Molestie sessuali in uffici comunali della Valconca, la Cassazione conferma condanna all’ente
9 Gennaio 2025 / Redazione
La Suprema Corte di Cassazione, con sentenza pubblica il 21/12/2024, ha confermato la sentenza della corte di Appello di Bologna del 16/10/2023 che condanna un Ente locale della provincia di Rimini, un comune della Valconca, riconoscendo in capo allo stesso la discriminazione di genere a seguito di molestie sessuali subite da una propria dipendente nel 2020 ad opera di un collega di lavoro.
La Cassazione, rigettando il ricorso dell’Ente, ha fatto riferimento anche ai principi della convenzione del Consiglio di Europa che richiama l’impegno degli Stati membri ad assicurare le tutele riconosciute nella convenzione stessa, in particolare sull’eliminazione della violenza e delle molestie nei luogo di lavoro, assicurando ogni misura di protezione alle vittime.
Che cosa era successo? Un collega della vittima le si spogliò davanti per poi offenderla, nel più pubblico dei posti di lavoro, una delle sedi di un comune.
La donna aveva denunciato tutto con una lettera inviata all’amministrazione comunale nell’ottobre del 2020, pochi giorni dopo l’accaduto e nel novembre del 2022 il Tribunale del lavoro di Rimini aveva condannato al pagamento di quindicimila euro di risarcimento il Comune nella cui sede erano avvenute le molestie. Ai tempi il comune aveva quindi fatto ricorso contro la sentenza pronunciata dal giudice civile ma la Corte D’Appello di Bologna ha confermato il verdetto dei giudici riminesi nel pomeriggio di giovedì 12 ottobre: l’ente dovrà risarcire la vittima e reintegrarla.
Non tanto per scendere nei dettagli, quanto per comprendere meglio che cosa accaduto, vale la pena ripercorrere la vicenda.

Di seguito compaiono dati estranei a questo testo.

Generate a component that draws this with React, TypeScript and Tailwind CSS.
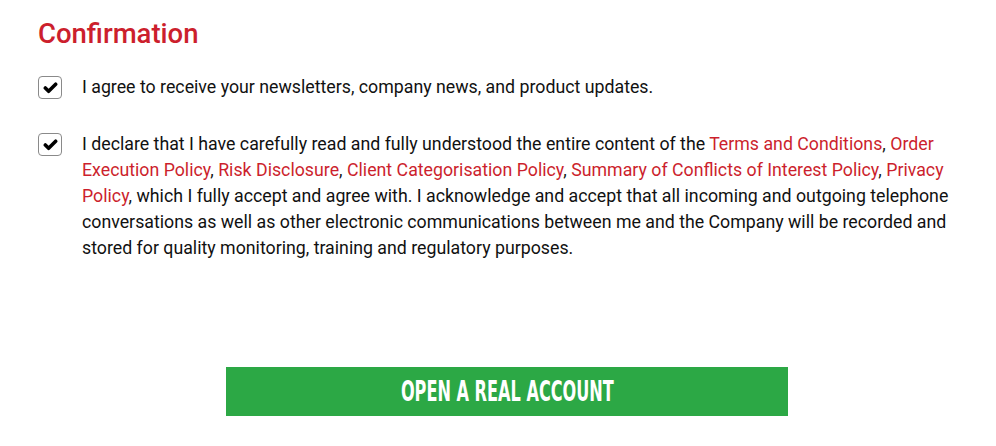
export default function App() {
  const link = 'text-[#cc1f2d]';
  return (
    <div className="min-h-screen bg-white pl-[38px] pr-[40px] pt-[16px] font-['Roboto',sans-serif]">
      <h1 className="text-[27.5px] leading-[36px] font-medium text-[#cc1f2d]">Confirmation</h1>

      <div className="mt-[22px] flex gap-[20px]">
        <Check />
        <p className="text-[17.75px] leading-[26px] text-[#111]">
          I agree to receive your newsletters, company news, and product updates.
        </p>
      </div>

      <div className="mt-[31px] flex gap-[20px]">
        <Check />
        <p className="text-[17.75px] leading-[26px] text-[#111] w-[876px]">
          I declare that I have carefully read and fully understood the entire content of the{' '}
          <span className={link}>Terms and Conditions</span>, <span className={link}>Order Execution Policy</span>,{' '}
          <span className={link}>Risk Disclosure</span>, <span className={link}>Client Categorisation Policy</span>,{' '}
          <span className={link}>Summary of Conflicts of Interest Policy</span>, <span className={link}>Privacy Policy</span>,
          which I fully accept and agree with. I acknowledge and accept that all incoming and outgoing telephone
          conversations as well as other electronic communications between me and the Company will be recorded and
          stored for quality monitoring, training and regulatory purposes.
        </p>
      </div>

      <div className="mt-[106px] pl-[188px]">
        <button className="w-[562px] h-[49px] bg-[#2ca845] text-white flex items-center justify-center">
          <span className="font-['DejaVu_Sans_Condensed',sans-serif] font-bold text-[28px] leading-none inline-block scale-x-[0.64]">
            OPEN A REAL ACCOUNT
          </span>
        </button>
      </div>
    </div>
  );
}

function Check() {
  return (
    <div className="mt-[2px] w-[24px] h-[23px] shrink-0 rounded-[4px] border border-[#8a8a8a] bg-white flex items-center justify-center">
      <svg viewBox="0 0 16 16" className="w-[15px] h-[15px]">
        <path d="M2.5 8.5 L6 12 L13.5 4.5" fill="none" stroke="#000" strokeWidth="3.8" strokeLinecap="round" strokeLinejoin="round" />
      </svg>
    </div>
  );
}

Nell’ottobre del 2020 M.M. e un suo collega con cui quotidianamente divideva spazi e mansioni sul posto di lavoro avevano avuto una discussione. Ma il collega in questione aveva avuto una condotta tale da sfociare nelle molestie. “Si era slacciato i pantaloni denudandosi – aveva denunciato la donna – e ha scandito le parole ‘ora prenderai gli ordini da lui”. Dopo la denuncia l’ente aveva addirittura adottato contro la vittima un procedimento disciplinare ritenendo la sua denuncia non attendibile dopo alcune verifiche interne. La sentenza del giudice del lavoro di Rimini che condannava il comune al pagamento del risarcimento non era stata infatti casuale: all’ente è stata contestata l’assenza di qualsiasi disposizione o supporto garantito a tutela della dipendente.
Di seguito la dichiarazione della consigliera provinciale per le pari opportunità Adriana Ventura. “Questa decisione oggi assume un valore molto importante, stante un momento che storicamente vede un significativo incremento dei fenomeni di violenze e molestie in ambito lavorativo.
Nel 2024 sono state rappresentate all’ufficio della Consigliera di parità tre casi. I dati relativi a tali fenomeni, che accadono nel corso della prestazione lavorativa, vedono in prevalenza vittime le donne.
Questi fenomeni ricorrenti che i dati fotografano impongono di tenere alta l’attenzione e di dotarsi, ciascuno nel proprio ambito, di strumenti in grado di prevenirli e contrastarli.
È noto, infatti, che le condotte improprie possono pregiudicare non solo la sfera individuale della vittima (dignità, autostima, percezione di sé, l’intimità, l’attività lavorativa e la carriera), ma anche la vita di relazione e la comunità di cui si è parte.
È opportuno, dunque, richiamare con forza la responsabilità del datore di lavoro per ciò che attiene il tema della prevenzione e del contrasto alle molestie nei luoghi di lavoro, in quella più ampia cornice che mira al superamento delle disuguaglianze, le cui radici sono nell’art. 2087 del Codice Civile. Questa norma mette in capo al datore di lavoro l’obbligo di tutela dell’integrità fisica e della personalità morale dei lavoratori e delle lavoratrici, garantendo agli stessi la salute e il benessere psicofisico.
Questa sentenza rappresenta quindi un vero e proprio monito.
Grande soddisfazione, dunque, per il buon esito che è stato raggiunto a conclusione di una vicenda che ha percorso tutti e tre i gradi di giudizio, un esito voluto con pervicace costanza dalle avvocate Tatiana Biagioni e Anna Danesi, con studio a Milano, che hanno assistito la lavoratrice e la Consigliera di Parità della Provincia di Rimini, che ha seguito il caso fin dall’inizio.”